Afyon Kocatepe Üniversitesi Fen Edebiyat Fakültesi Türk Dili Edebiyatı bölümünü kazandığında henüz 17 yaşında olduğunu ifade eden Zeynep Mızrak ise karşılaştığı zorlu günleri unutamadığını belirtti. Üniversitedeki öğretmenlerin kendilerini kapalı gördüğü an şikâyette bulunduğunu ifade eden Mızrak: "O zamanlar biz başörtülü görünce koşa koşa şikayete giden hocaları gördük. Daha 17 yaşındaydık, küçük çocuklara hakaret eden büyük insanlar vardı. Başörtümüzü çıkarmamızı istediler. Mücadele ettik. Bu mücadelede sadece 7 kişi kaldık. Hakkımızı kendimizce aramaya çalıştık.
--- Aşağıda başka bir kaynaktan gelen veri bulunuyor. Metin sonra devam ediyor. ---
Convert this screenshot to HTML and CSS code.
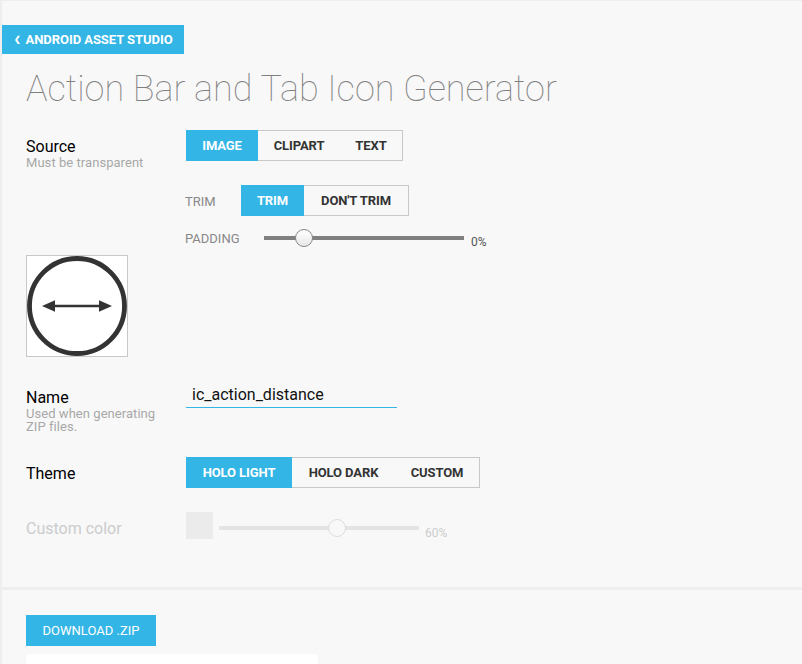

En sonda da okulu bırakmak zorunda kaldım.´dedi.
Mızrak, öğretmenliğin kendisi için çok özel olduğunu, kendilerine bu zulmü yaşatanları hiçbir zaman af etmeyeceklerini dile getirerek, "En son çıkarılan afla beraber de tekrar okula döndüm. 2 çocuğumla beraber bir şekilde okuyarak üniversiteyi bitirdim. İnşallah bundan sonraki süreçte de haklarımız verilecek. Gelecek için ümit taşıyorum." dedi.
- "Hakkımızı onlara helal etmiyoruz"
Baba Sefa Çayır, kızlarının mağdur edildiği dönemde kendisinin Milli Eğitim Bakanlığı´nda müfettiş olarak görev yaptığını, birçok mağduriyete şahitlik ettiğini aktardı.
Bir denetimde 30 bayan öğretmenin başörtüsünden dolayı meslekten ihraçları için yazı hazırlandığını anımsatan Çayır, yapılan zulümlerin hiçbir zaman aklından çıkmadığını vurguladı.
28 Şubat sürecinde milletin öz değerleriyle oyun oynandığını işaret eden Çayır: ?28 Şubat sürecinde bu milletin değerlerine bu kadar savaş açmak, bu kadar uğraşmak acaba kime ne kazandırdı. Sadece mağdurlar ordusu meydana geldi. İki tane kızım mağdur edildi. Yeniden okumak mecburiyetinde kaldılar. Okuyup okullarını bitirdiler ama bu sefer de sınav sistemine takıldılar ve atamaları yapılmadı. Bunların emeklilikleri olmadı, maaş alamadılar, sosyal haklardan istifade edemediler. Bu mağduriyetin devletçe yerine getirilmesi gerekiyor. Bizim devletimiz kerim, cömert, af edici bir devlettir. Başkalarının yaptığı suçu af etti. Fakat 28 Şubat´ı yapanların cezasını en ağır şekilde ödemelerini talep ediyorum. Şu an darbeyi yapanlar devletin, hukukun pençesine düştüler. İnşallah bu insanların mağduriyetlerinin cezasını, hem bu dünyada hem de ahirette çekeceklerdir. Biz hakkımızı onlara helal etmiyoruz."